Throughout the winter of 2023 I would often spend an hour or so wandering  through  the local Waitpinga bushland with Kayla on an early morning   poodlewalk.  I'd be walking in the bushland  just after sunrise,  and whilst walking  I started  a bark series with  the Leica M4-P. It would be one camera, one lens, one film and it would centre on the ontology of the object in the present moment.  The bark is so mundane, that if we encounter it in everyday life, we would barely register it.

There are some earlier photos  that preceded  this series as a conscious walking art  project,  and they can be interpreted as  pointing to what was to become. These early  photos  can be viewed   here and here  and here. Oh, and here.   They emerged from drifting --from becoming lost in the bushland, being  responsive to chance and to circumstance, and privileging  the reactivity of the walk itself.

It is a low key walking art series,  which  explores  the ephemera of the mundane  bark  peeling off the trunks and branches of the pink gums; or the piles of bark lying  on the ground. The transience of the  bark,   its decay and disintegration (ie., perishability) is one of the more recognisable aspects of  the  flux,  or  the constant change in  the  bushland apart from the occasional fallen tree. It was slow walking whilst keeping an eye out for foxes, kangaroos, and rabbits so I could prevent Kayla from chasing them.

The series as a walking art project is premised on a meditative walking and seeing (of being in the ephemeral present) and  on the photography  being simple.   It  is underpinned by Japanese aesthetics,  with its minimalist approach and  complex and sophisticated categories with multiple interpretations (eg., wabi-wabi).  It  is  a modest,  walking art project that is contrary, or offside to,  the currently fashionable photographic approach to make  hero mages that celebrates the photographer's vision.  

being simple: (bark series #2)

I have found that an appealing aspect of using the renovated Leica M4-P film camera after a year of being without it   is its operational simplicity,  especially when compared to the complex menus of the current  mirrorless,  full frame digital cameras.  The film rangefinder's mechanics are so   basic that the camera  forces you to photograph differently.   

The M4-P rangefinder was made  before Leica   included a light meter  in its film rangefinders  and the limits of film are quickly reached in low light situations. So it is not an all round camera like the latest full frame mirrorless digital cameras -- such as the sophisticated Sony A7 RV,  the  Nikon  Z8  or the Canon EOS  R5.  

Within these limits the usability of the rangefinder centres on image making that is slow placed and premised on the characteristics of the  film and the limitations of the rangefinder  camera.   

Due to the cost of 35m colour negative film (Kodak Portra 400 ASA) these days the 'in camera' image making has to be  slow and considered by necessity.  You are forced to slow down, evaluate what you are seeing,   and  then think about constructing the  image as a poetics.  

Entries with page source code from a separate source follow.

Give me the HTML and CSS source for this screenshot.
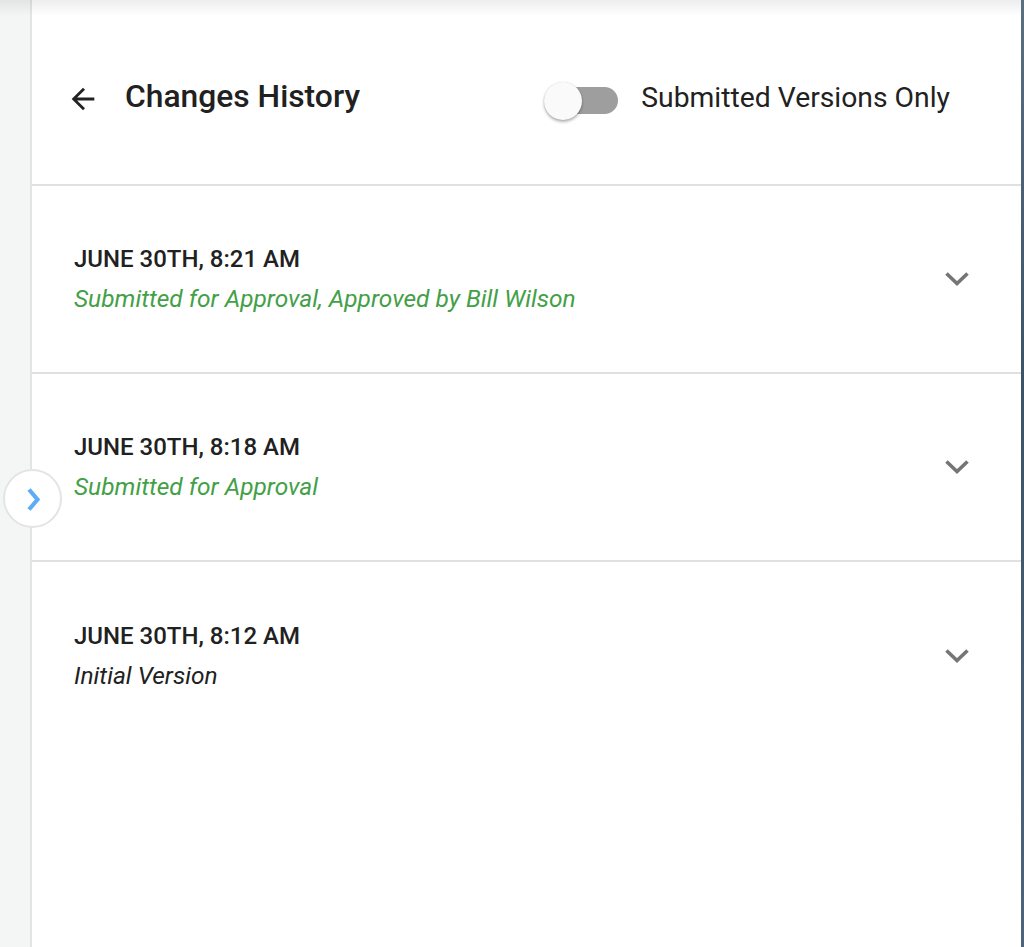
FILE: index.html
```html
<!DOCTYPE html>
<html>
<head>
<meta charset="utf-8">
<link rel="stylesheet" href="styles.css">
</head>
<body>
<div class="app">
  <aside class="rail"></aside>
  <main class="panel">
    <header class="head">
      <button class="back" aria-label="Back">
        <svg width="34" height="34" viewBox="0 0 24 24"><path d="M20 11H7.83l5.59-5.59L12 4l-8 8 8 8 1.41-1.41L7.83 13H20v-2z" fill="#222"/></svg>
      </button>
      <h1 class="title">Changes History</h1>
      <label class="toggle">
        <span class="track"><span class="thumb"></span></span>
        <span class="toggle-label">Submitted Versions Only</span>
      </label>
    </header>
    <ul class="list">
      <li class="item">
        <div class="info">
          <div class="date">JUNE 30TH, 8:21 AM</div>
          <div class="desc green">Submitted for Approval, Approved by Bill Wilson</div>
        </div>
        <svg class="chev" width="30" height="30" viewBox="0 0 30 30"><polyline points="4.5,9.5 15,19.5 25.5,9.5" fill="none" stroke="#757575" stroke-width="3.6"/></svg>
      </li>
      <li class="item">
        <div class="info">
          <div class="date">JUNE 30TH, 8:18 AM</div>
          <div class="desc green">Submitted for Approval</div>
        </div>
        <svg class="chev" width="30" height="30" viewBox="0 0 30 30"><polyline points="4.5,9.5 15,19.5 25.5,9.5" fill="none" stroke="#757575" stroke-width="3.6"/></svg>
      </li>
      <li class="item last">
        <div class="info">
          <div class="date">JUNE 30TH, 8:12 AM</div>
          <div class="desc">Initial Version</div>
        </div>
        <svg class="chev" width="30" height="30" viewBox="0 0 30 30"><polyline points="4.5,9.5 15,19.5 25.5,9.5" fill="none" stroke="#757575" stroke-width="3.6"/></svg>
      </li>
    </ul>
  </main>
  <div class="edge"></div>
  <button class="expand" aria-label="Expand">
    <svg width="30" height="30" viewBox="0 0 30 30"><polyline points="11,5.5 19.5,15.5 11,25.5" fill="none" stroke="#5eacf5" stroke-width="4.2"/></svg>
  </button>
  <div class="topshade"></div>
</div>
</body>
</html>
```

FILE: styles.css
```css
* { box-sizing: border-box; }
html, body { margin: 0; padding: 0; height: 100%; }
body {
  font-family: Roboto, "Liberation Sans", sans-serif;
  color: #212121;
  background: #fff;
}
.app {
  position: relative;
  display: flex;
  width: 1024px;
  height: 947px;
  overflow: hidden;
}
.rail {
  width: 32px;
  flex: none;
  background: #f4f6f5;
  border-right: 2px solid #e3e5e4;
}
.panel {
  flex: 1;
  background: #fff;
}
.edge {
  width: 3px;
  flex: none;
  background: linear-gradient(#5a6f80, #3c5366 40%, #4e6478);
}
.topshade {
  position: absolute;
  left: 0; right: 3px; top: 0;
  height: 16px;
  background: linear-gradient(rgba(0,0,0,0.07), rgba(0,0,0,0));
  pointer-events: none;
}
.head {
  height: 186px;
  display: flex;
  align-items: center;
  padding: 0 0 0 34px;
  border-bottom: 2px solid #e0e0e0;
}
.back {
  border: 0;
  background: none;
  padding: 0;
  width: 34px;
  height: 34px;
  margin-right: 25px;
  margin-top: 13px;
  cursor: pointer;
  flex: none;
}
.back svg { display: block; }
.title {
  margin: 8px 0 0 0;
  font-size: 31.8px;
  line-height: 38px;
  font-weight: 500;
  flex: 1;
}
.toggle {
  display: flex;
  align-items: center;
  margin-right: 71px;
  margin-top: 17px;
}
.track {
  position: relative;
  width: 70px;
  height: 27px;
  border-radius: 14px;
  background: #9e9e9e;
}
.thumb {
  position: absolute;
  left: -4px;
  top: -5.5px;
  width: 38px;
  height: 38px;
  border-radius: 50%;
  background: #fafafa;
  box-shadow: 0 2px 3px rgba(0,0,0,0.3), 0 0 1px rgba(0,0,0,0.2);
}
.toggle-label {
  font-size: 28.3px;
  line-height: 33px;
  margin-left: 23px;
  margin-bottom: 6px;
  color: #212121;
}
.list {
  list-style: none;
  margin: 0;
  padding: 0;
}
.item {
  height: 188px;
  display: flex;
  align-items: center;
  padding: 0 49px 0 42px;
  border-bottom: 2px solid #e0e0e0;
}
.item.last { border-bottom: 0; }
.info { flex: 1; }
.date {
  font-size: 24px;
  font-weight: 500;
  color: #212121;
  line-height: 28px;
}
.desc {
  font-size: 24.5px;
  font-style: italic;
  margin-top: 12px;
  line-height: 28px;
  color: #212121;
}
.desc.green { color: #43a047; }
.chev { flex: none; display: block; }
.expand {
  position: absolute;
  left: 3px;
  top: 469px;
  width: 59px;
  height: 59px;
  border-radius: 50%;
  background: #fff;
  border: 2px solid #e3e5e4;
  display: flex;
  align-items: center;
  justify-content: center;
  padding: 0;
}
.expand svg { display: block; }
```
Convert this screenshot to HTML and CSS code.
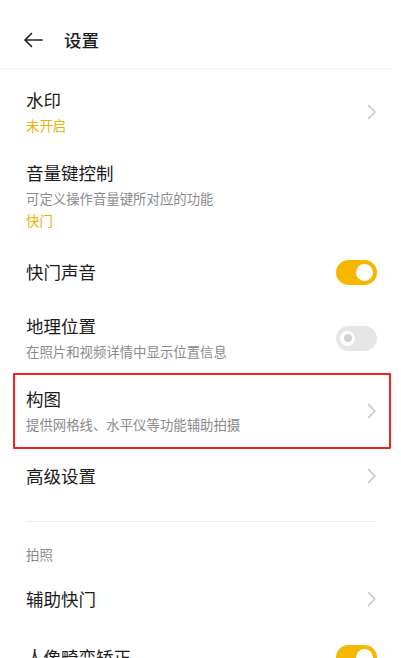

a moment of winter light (bark series#1)

Leica Australia have just informed me that the camera body of the  salt water damaged  M4-P rangefinder (circa 1980s) has been repaired and that it is on the way from Wetzlar in Germany to Sydney, Australia.   Sadly, the Leica 50mm Summicron f.2  lens is unrepairable as was the basic Sekonic light meter (a Sekonic L-308 S) that  I'd been using.   I need to buy another 50mm Summicron and,  unfortunately  for me, these  lenses aren't cheap,  even the second hand ones. So it won't be going with me to Japan in October.  

I have missed not using the M4-P (one camera one lens) the last 10 months that it  has been in Germany.  I found the simplicity of the camera (one body, one prime lens) so appealing. The simplicity of the rangefinder is that it reduces the gap between meditative  seeing and the camera's sight. It is a shift towards becoming one with the camera.

I made the above photo  in  the winter of  2022.  It is from one of the 5 rolls of 400 ASA Portra that I'd exposed  prior to  the M4-P becoming  badly damaged. It was the late afternoon  winter light that caught my eye  as I was walking  along one of the various paths in the bushland that were  made by the kangaroos  with Kayla.   

salt water-damaged film #1

In this earlier post I mentioned that in December 2022 my  Leica M4-P and the Summicron 50mm  lens were  damaged from a rogue wave surging over me whilst I was photographing on the rocks along the southern Fleurieu Peninsula in South Australia. 

Leica advised that the lens was unrepairable but that  they could repair  the camera body. The rangefinder body is now with the Leica workshop in Wetzlar,  Germany and I've been advised that there is a 6 months wait for analogue camera repairs.  So I will  need to acquire  another 50mm lens. 

The film (Kodak Portra 400 ASA ) that was in the camera at the time of the salt-water accident was developed and I have recently scanned it. This is one frame:

My reaction was well,  now that is rather interesting, but it sure is an expensive way to achieve a different look to film. I do not recommend this kind of alternative processing. Could it be done by processing the negatives in saltwater?